Obviously AMD has had more than its share of technical problems with the Barcelona and Phenom quads, but I don't think technical issues are the core problem here. I think this is mostly a capacity issue.

The fact is AMD can't introduce a dual-core K10 or K10.5 until AMD is ready to make a lot of them, millions of them. No big OEM is going to accept just getting a handful of them.

I think it's very safe to say that for at least the next two years, the dude getting the standard Dell or HP or Acer or whatever box is going to get a dual-core CPU.

Over the next two years, Intel will have dual-core Celerons, dual-core C2Ds, dual-core Penryns and last but not least dual-core Nehalems. Intel should have little difficulty beating AMD on the high-end, while the dual-core Celerons will cause AMD some pricing problems on the low end (especially if X2s stick around a while).

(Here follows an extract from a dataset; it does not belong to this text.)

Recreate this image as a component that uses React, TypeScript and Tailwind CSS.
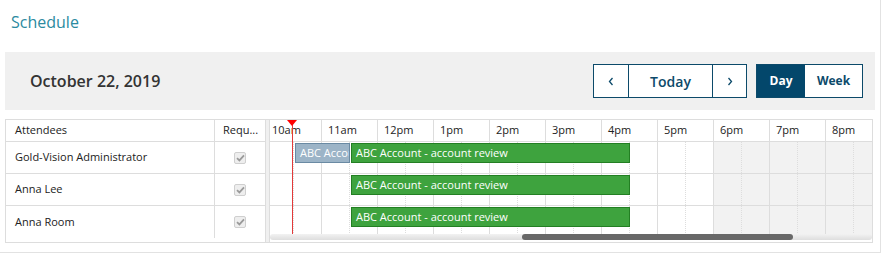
import React from 'react';

const hours = ['10am', '11am', '12pm', '1pm', '2pm', '3pm', '4pm', '5pm', '6pm', '7pm', '8pm'];

const attendees = [
  { name: 'Gold-Vision Administrator', tentative: true },
  { name: 'Anna Lee', tentative: false },
  { name: 'Anna Room', tentative: false },
];

const Check = () => (
  <div className="w-[12px] h-[12px] rounded-[2px] border border-[#cfcfcf] bg-[#eeeeee] flex items-center justify-center">
    <svg width="9" height="8" viewBox="0 0 9 8">
      <path d="M1 4.2 L3.4 6.4 L8 1.4" fill="none" stroke="#9a9a9a" strokeWidth="1.8" />
    </svg>
  </div>
);

const TimelineRow = ({ tentative }: { tentative: boolean }) => (
  <div className="relative h-[32px] border-b border-[#dddddd] flex">
    {hours.map((h, i) => (
      <div
        key={h}
        className={`w-[56px] shrink-0 h-full border-r border-[#dddddd] flex ${i >= 8 ? 'bg-[#f2f2f2]' : ''}`}
      >
        <div className="w-[28px] h-full border-r border-dotted border-[#dddddd]" />
      </div>
    ))}
    {tentative && (
      <div className="absolute left-[29px] top-[1px] w-[55px] h-[20px] bg-[#9cb4c7] border border-[#6a8aa3] text-white text-[11px] leading-[18px] pl-[4px] overflow-hidden whitespace-nowrap">
        ABC Account - account review
      </div>
    )}
    <div className="absolute left-[85px] top-[1px] w-[279px] h-[20px] bg-[#3ea33e] border border-[#237f23] text-white text-[11px] leading-[18px] pl-[4px] overflow-hidden whitespace-nowrap">
      ABC Account - account review
    </div>
  </div>
);

export default function App() {
  return (
    <div className="w-[882px] h-[254px] bg-white font-['Open_Sans',sans-serif] text-[#222]">
      <div className="w-[881px] h-[253px] border-r border-b border-[#e2e2e2]">
        <div className="h-[52px] pl-[11px] pt-[11px] text-[16px] leading-[22px] text-[#2b8aa0]">Schedule</div>

        <div className="ml-[5px] w-[870px] h-[58px] bg-[#f0f0f0] flex items-center justify-between pl-[25px] pr-[12px]">
          <div className="text-[16px] font-semibold text-[#333]">October 22, 2019</div>
          <div className="flex items-center gap-[9px]">
            <div className="flex h-[34px] border border-[#0c4a6a] bg-white text-[#0c4a6a]">
              <button className="w-[35px] flex items-center justify-center border-r border-[#0c4a6a]">
                <svg width="6" height="9" viewBox="0 0 6 9">
                  <path d="M4.5 1 L1.5 4.5 L4.5 8" fill="none" stroke="#0c4a6a" strokeWidth="1.3" />
                </svg>
              </button>
              <button className="w-[84px] flex items-center justify-center border-r border-[#0c4a6a] text-[14px] font-semibold">
                Today
              </button>
              <button className="w-[33px] flex items-center justify-center">
                <svg width="6" height="9" viewBox="0 0 6 9">
                  <path d="M1.5 1 L4.5 4.5 L1.5 8" fill="none" stroke="#0c4a6a" strokeWidth="1.3" />
                </svg>
              </button>
            </div>
            <div className="flex h-[34px] border border-[#0c4a6a] bg-white text-[12px] font-bold">
              <button className="w-[48px] bg-[#03476b] text-white">Day</button>
              <button className="w-[57px] text-[#0c4a6a]">Week</button>
            </div>
          </div>
        </div>

        <div className="mt-[9px] ml-[5px] w-[868px] h-[124px] border border-[#dddddd] flex text-[11px]">
          <div className="w-[259px] shrink-0">
            <div className="flex h-[22px] border-b border-[#dddddd]">
              <div className="w-[209px] border-r border-[#dddddd] pl-[9px] flex items-center">Attendees</div>
              <div className="w-[50px] pl-[8px] flex items-center">Requ...</div>
            </div>
            {attendees.map((a, i) => (
              <div
                key={a.name}
                className={`flex h-[32px] ${i < attendees.length - 1 ? 'border-b border-[#dddddd]' : ''}`}
              >
                <div className="w-[209px] border-r border-[#dddddd] pl-[9px] flex items-center">{a.name}</div>
                <div className="w-[50px] flex items-center justify-center">
                  <Check />
                </div>
              </div>
            ))}
          </div>

          <div className="w-[5px] shrink-0 bg-[#f0f0f0] border-x border-[#dddddd]" />

          <div className="flex-1 overflow-hidden flex flex-col">
            <div className="relative ml-[-4px]">
              <div className="flex h-[22px] border-b border-[#dddddd]">
                {hours.map((h) => (
                  <div key={h} className="w-[56px] shrink-0 border-r border-[#dddddd] pl-[6px] flex items-center">
                    {h}
                  </div>
                ))}
              </div>
              {attendees.map((a) => (
                <TimelineRow key={a.name} tentative={a.tentative} />
              ))}
              <div className="absolute left-[26px] top-[4px] w-px h-[114px] bg-[#e23a3a]" />
              <div className="absolute left-[21px] top-0 w-0 h-0 border-l-[5.5px] border-r-[5.5px] border-t-[6px] border-l-transparent border-r-transparent border-t-[#ff0000]" />
            </div>
            <div className="relative h-[6px] mt-[-4px] rounded-full bg-gradient-to-b from-[#f2f2f2] to-[#dedede]">
              <div className="absolute left-[252px] top-0 h-[6px] w-[271px] rounded-full bg-[#686868]" />
            </div>
          </div>
        </div>
      </div>
    </div>
  );
}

What's AMD going to have? For the next three-four months, all they have are X2s. After that, some dual-core K10s are supposed to start dribbling in, but even if they do, they'll be beaten by the Penryns and the C2Ds. Even assuming these 45nm chips show up on time, their prime-time competition by then will be dual-core Nehalems.

Not being able to do better than second-rate chips from new generations of CPUs is bad enough, but when the time schedule of the second-rate chips boils down to "too little, too late," it's hard to see how AMD can successfully follow a "pile 'em high and sell 'em cheap" strategy.